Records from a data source
>> BEGIN

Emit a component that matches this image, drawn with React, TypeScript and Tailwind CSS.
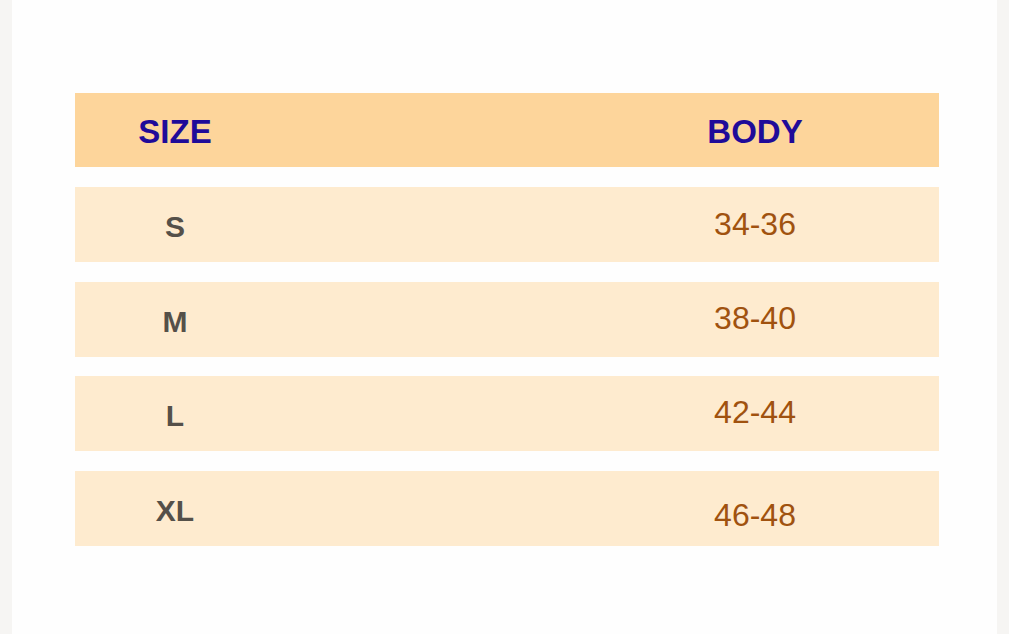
import React from "react";

const rows = [
  { size: "S", body: "34-36", nudge: "-translate-y-[1px]" },
  { size: "M", body: "38-40", nudge: "-translate-y-[1px]" },
  { size: "L", body: "42-44", nudge: "-translate-y-[2px]" },
  { size: "XL", body: "46-48", nudge: "translate-y-[7px]" },
];

export default function App() {
  return (
    <div
      className="flex h-[634px] w-[1009px] bg-[#fefefe]"
      style={{ fontFamily: '"Liberation Sans", Arial, sans-serif' }}
    >
      <div className="w-[12px] bg-[#f6f5f3]" />
      <div className="flex-1 pl-[63px] pr-[58px] pt-[93px]">
        <div className="flex flex-col gap-[19.5px]">
          <div className="mb-[0.5px] flex h-[74px] items-center bg-[#fdd59b]">
            <div className="w-[200px] translate-y-[2px] text-center text-[33px] font-bold text-[#1f0b99]">SIZE</div>
            <div className="ml-[380px] w-[200px] translate-y-[2px] text-center text-[33px] font-bold text-[#1f0b99]">BODY</div>
          </div>
          {rows.map((r) => (
            <div key={r.size} className="flex h-[75px] items-center bg-[#feebcf]">
              <div className="w-[200px] translate-y-[2px] text-center text-[30px] font-bold text-[#555049]">{r.size}</div>
              <div className={`ml-[380px] w-[200px] text-center text-[32px] text-[#a0520f] ${r.nudge}`}>{r.body}</div>
            </div>
          ))}
        </div>
      </div>
      <div className="w-[12px] bg-[#f6f5f3]" />
    </div>
  );
}
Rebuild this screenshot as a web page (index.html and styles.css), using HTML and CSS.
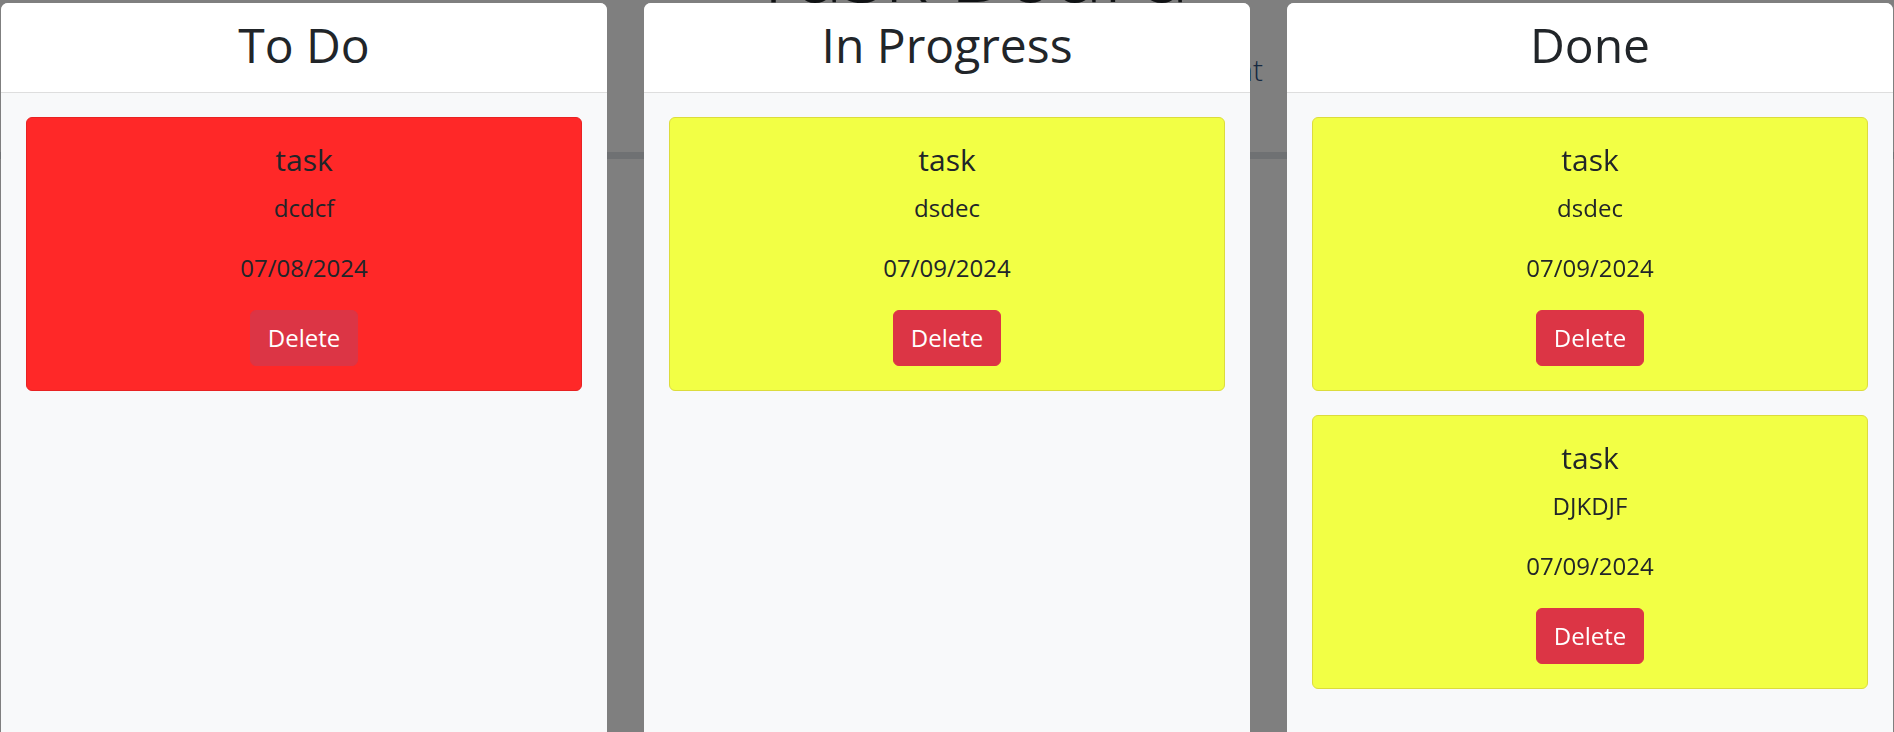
FILE: index.html
```html
<!DOCTYPE html>
<html lang="en">
<head>
<meta charset="utf-8">
<title>Task Board</title>
<link rel="stylesheet" href="styles.css">
</head>
<body>
<div class="page">
  <h1 class="page-title">Task Board</h1>
  <nav class="page-nav"><a class="nav-link" href="#">Add Assignment</a></nav>
  <div class="page-rule"></div>
</div>
<div class="backdrop"></div>
<div class="board">
  <section class="column">
    <header class="column-header"><h2 class="column-title">To Do</h2></header>
    <div class="column-body">
      <article class="task task-red">
        <h5 class="task-title">task</h5>
        <p class="task-desc">dcdcf</p>
        <p class="task-date">07/08/2024</p>
        <button class="btn-delete">Delete</button>
      </article>
    </div>
  </section>
  <section class="column">
    <header class="column-header"><h2 class="column-title">In Progress</h2></header>
    <div class="column-body">
      <article class="task task-yellow">
        <h5 class="task-title">task</h5>
        <p class="task-desc">dsdec</p>
        <p class="task-date">07/09/2024</p>
        <button class="btn-delete">Delete</button>
      </article>
    </div>
  </section>
  <section class="column">
    <header class="column-header"><h2 class="column-title">Done</h2></header>
    <div class="column-body">
      <article class="task task-yellow">
        <h5 class="task-title">task</h5>
        <p class="task-desc">dsdec</p>
        <p class="task-date">07/09/2024</p>
        <button class="btn-delete">Delete</button>
      </article>
      <article class="task task-yellow">
        <h5 class="task-title">task</h5>
        <p class="task-desc">DJKDJF</p>
        <p class="task-date">07/09/2024</p>
        <button class="btn-delete">Delete</button>
      </article>
    </div>
  </section>
</div>
</body>
</html>
```

FILE: styles.css
```css
* {
  box-sizing: border-box;
}

html,
body {
  margin: 0;
  height: 100%;
}

body {
  background: #ffffff;
  font-family: "Open Sans", "Noto Sans", sans-serif;
  color: #212529;
  overflow: hidden;
}

/* page behind the overlay */
.page-title {
  margin: -77px 0 0;
  padding-left: 46px;
  height: 91px;
  font-size: 88px;
  line-height: 90px;
  font-weight: 300;
  text-align: center;
  color: #212529;
}

.page-nav {
  display: flex;
  justify-content: flex-end;
  padding: 38px 631px 0 0;
  height: 74px;
}

.nav-link {
  font-size: 30px;
  line-height: 36px;
  font-weight: 300;
  color: #2c5282;
  text-decoration: none;
}

.page-rule {
  margin-top: 64px;
  height: 7px;
  background: #dee2e6;
}

/* overlay */
.backdrop {
  position: fixed;
  inset: 0;
  background: rgba(0, 0, 0, 0.5);
}

.board {
  position: fixed;
  top: 3px;
  left: 1px;
  display: flex;
  gap: 37px;
}

.column {
  flex: none;
  width: 606px;
  height: 760px;
  background: #f8f9fa;
  border-radius: 7px 7px 0 0;
  overflow: hidden;
  display: flex;
  flex-direction: column;
}

.column-header {
  background: #ffffff;
  padding: 13px 16px 18px;
  border-bottom: 1px solid #dedede;
  text-align: center;
}

.column-title {
  margin: 0;
  font-size: 48px;
  line-height: 58px;
  font-weight: 400;
  color: #212529;
}

.column-body {
  padding: 24px 25px;
  display: flex;
  flex-direction: column;
  gap: 24px;
}

.task {
  border: 1px solid;
  border-radius: 6px;
  padding: 24px;
  display: flex;
  flex-direction: column;
  align-items: center;
  text-align: center;
}

.task-red {
  background: #ff2828;
  border-color: #e82222;
}

.task-yellow {
  background: #f2ff45;
  border-color: #dcdc3c;
}

.task-title {
  margin: 0 0 12px;
  font-size: 30px;
  line-height: 36px;
  font-weight: 400;
}

.task-desc,
.task-date {
  margin: 0 0 24px;
  font-size: 24px;
  line-height: 36px;
}

.btn-delete {
  font-family: inherit;
  font-size: 24px;
  line-height: 36px;
  padding: 9px 17px;
  border: 1px solid #dc3545;
  border-radius: 6px;
  background: #dc3545;
  color: #ffffff;
  cursor: pointer;
}
```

>> END

- **Stated goal**: None of the pictures should appear; repeat the records exactly otherwise.

- **Solution below**:
Emit a component that matches this image, drawn with React, TypeScript and Tailwind CSS.
import React from "react";

const rows = [
  { size: "S", body: "34-36", nudge: "-translate-y-[1px]" },
  { size: "M", body: "38-40", nudge: "-translate-y-[1px]" },
  { size: "L", body: "42-44", nudge: "-translate-y-[2px]" },
  { size: "XL", body: "46-48", nudge: "translate-y-[7px]" },
];

export default function App() {
  return (
    <div
      className="flex h-[634px] w-[1009px] bg-[#fefefe]"
      style={{ fontFamily: '"Liberation Sans", Arial, sans-serif' }}
    >
      <div className="w-[12px] bg-[#f6f5f3]" />
      <div className="flex-1 pl-[63px] pr-[58px] pt-[93px]">
        <div className="flex flex-col gap-[19.5px]">
          <div className="mb-[0.5px] flex h-[74px] items-center bg-[#fdd59b]">
            <div className="w-[200px] translate-y-[2px] text-center text-[33px] font-bold text-[#1f0b99]">SIZE</div>
            <div className="ml-[380px] w-[200px] translate-y-[2px] text-center text-[33px] font-bold text-[#1f0b99]">BODY</div>
          </div>
          {rows.map((r) => (
            <div key={r.size} className="flex h-[75px] items-center bg-[#feebcf]">
              <div className="w-[200px] translate-y-[2px] text-center text-[30px] font-bold text-[#555049]">{r.size}</div>
              <div className={`ml-[380px] w-[200px] text-center text-[32px] text-[#a0520f] ${r.nudge}`}>{r.body}</div>
            </div>
          ))}
        </div>
      </div>
      <div className="w-[12px] bg-[#f6f5f3]" />
    </div>
  );
}
Rebuild this screenshot as a web page (index.html and styles.css), using HTML and CSS.
FILE: index.html
```html
<!DOCTYPE html>
<html lang="en">
<head>
<meta charset="utf-8">
<title>Task Board</title>
<link rel="stylesheet" href="styles.css">
</head>
<body>
<div class="page">
  <h1 class="page-title">Task Board</h1>
  <nav class="page-nav"><a class="nav-link" href="#">Add Assignment</a></nav>
  <div class="page-rule"></div>
</div>
<div class="backdrop"></div>
<div class="board">
  <section class="column">
    <header class="column-header"><h2 class="column-title">To Do</h2></header>
    <div class="column-body">
      <article class="task task-red">
        <h5 class="task-title">task</h5>
        <p class="task-desc">dcdcf</p>
        <p class="task-date">07/08/2024</p>
        <button class="btn-delete">Delete</button>
      </article>
    </div>
  </section>
  <section class="column">
    <header class="column-header"><h2 class="column-title">In Progress</h2></header>
    <div class="column-body">
      <article class="task task-yellow">
        <h5 class="task-title">task</h5>
        <p class="task-desc">dsdec</p>
        <p class="task-date">07/09/2024</p>
        <button class="btn-delete">Delete</button>
      </article>
    </div>
  </section>
  <section class="column">
    <header class="column-header"><h2 class="column-title">Done</h2></header>
    <div class="column-body">
      <article class="task task-yellow">
        <h5 class="task-title">task</h5>
        <p class="task-desc">dsdec</p>
        <p class="task-date">07/09/2024</p>
        <button class="btn-delete">Delete</button>
      </article>
      <article class="task task-yellow">
        <h5 class="task-title">task</h5>
        <p class="task-desc">DJKDJF</p>
        <p class="task-date">07/09/2024</p>
        <button class="btn-delete">Delete</button>
      </article>
    </div>
  </section>
</div>
</body>
</html>
```

FILE: styles.css
```css
* {
  box-sizing: border-box;
}

html,
body {
  margin: 0;
  height: 100%;
}

body {
  background: #ffffff;
  font-family: "Open Sans", "Noto Sans", sans-serif;
  color: #212529;
  overflow: hidden;
}

/* page behind the overlay */
.page-title {
  margin: -77px 0 0;
  padding-left: 46px;
  height: 91px;
  font-size: 88px;
  line-height: 90px;
  font-weight: 300;
  text-align: center;
  color: #212529;
}

.page-nav {
  display: flex;
  justify-content: flex-end;
  padding: 38px 631px 0 0;
  height: 74px;
}

.nav-link {
  font-size: 30px;
  line-height: 36px;
  font-weight: 300;
  color: #2c5282;
  text-decoration: none;
}

.page-rule {
  margin-top: 64px;
  height: 7px;
  background: #dee2e6;
}

/* overlay */
.backdrop {
  position: fixed;
  inset: 0;
  background: rgba(0, 0, 0, 0.5);
}

.board {
  position: fixed;
  top: 3px;
  left: 1px;
  display: flex;
  gap: 37px;
}

.column {
  flex: none;
  width: 606px;
  height: 760px;
  background: #f8f9fa;
  border-radius: 7px 7px 0 0;
  overflow: hidden;
  display: flex;
  flex-direction: column;
}

.column-header {
  background: #ffffff;
  padding: 13px 16px 18px;
  border-bottom: 1px solid #dedede;
  text-align: center;
}

.column-title {
  margin: 0;
  font-size: 48px;
  line-height: 58px;
  font-weight: 400;
  color: #212529;
}

.column-body {
  padding: 24px 25px;
  display: flex;
  flex-direction: column;
  gap: 24px;
}

.task {
  border: 1px solid;
  border-radius: 6px;
  padding: 24px;
  display: flex;
  flex-direction: column;
  align-items: center;
  text-align: center;
}

.task-red {
  background: #ff2828;
  border-color: #e82222;
}

.task-yellow {
  background: #f2ff45;
  border-color: #dcdc3c;
}

.task-title {
  margin: 0 0 12px;
  font-size: 30px;
  line-height: 36px;
  font-weight: 400;
}

.task-desc,
.task-date {
  margin: 0 0 24px;
  font-size: 24px;
  line-height: 36px;
}

.btn-delete {
  font-family: inherit;
  font-size: 24px;
  line-height: 36px;
  padding: 9px 17px;
  border: 1px solid #dc3545;
  border-radius: 6px;
  background: #dc3545;
  color: #ffffff;
  cursor: pointer;
}
```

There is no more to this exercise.